Mr. STEWART (Edmonton):
I am afraid the hon. gentleman will not be able to wave the Union Jack this time and talk about loyalty. That had always been the recourse of a few hon. gentlemen across the floor of the house, and I think it is time it was stopped. There has never been any attempt on our part to preach sentiment, to talk about loyalty; this government on every occasion have given evidence by their works of what they believe. It makes me tired to hear gentlemen across the way talking of wrapping the flag about themselves. I have been in politics for forty years, and that is one of the things in my experience that has frequently been resorted to by hon. gentlemen across the floor. Not only that, but they have decried the loyalty of the
leader of this government and are still seeking to arouse prejudice against him. I say it is time that that sort of thing came to an end. This budget, so far as this government are concerned, is a complete answer as to where we stand in this connection with respect to the British preference.

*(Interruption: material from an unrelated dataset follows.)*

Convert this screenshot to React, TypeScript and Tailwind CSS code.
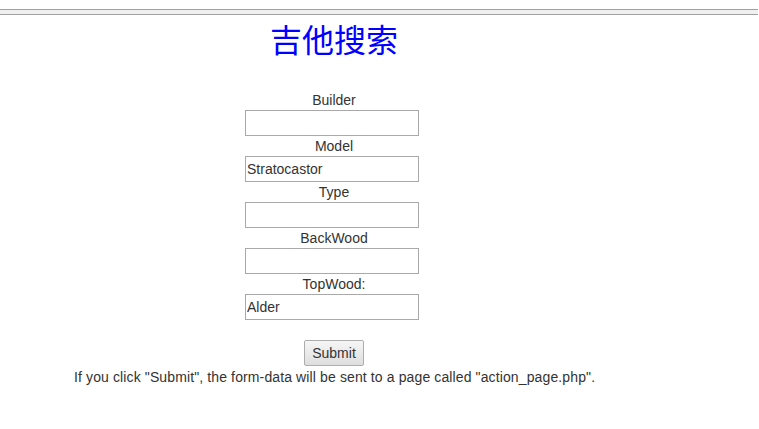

The basic principle running throughout the changes in the budget is the transference of a large volume of imports now coming in from the United States to Great Britain, thereby short circuiting our exchange adjustments, which in the past have had to be transferred from Great Britain and the continent to the United States to pay for our excess imports from that country. Our next thought was the consumer. We sought to avoid increasing costs to him by an extension of the British preference.
I now propose to deal with some of the statements made by the hon. leader of the opposition. His first statement was that we had increased taxation and thereby added to the burdens of the Canadian people. That, to say the least, is very misleading.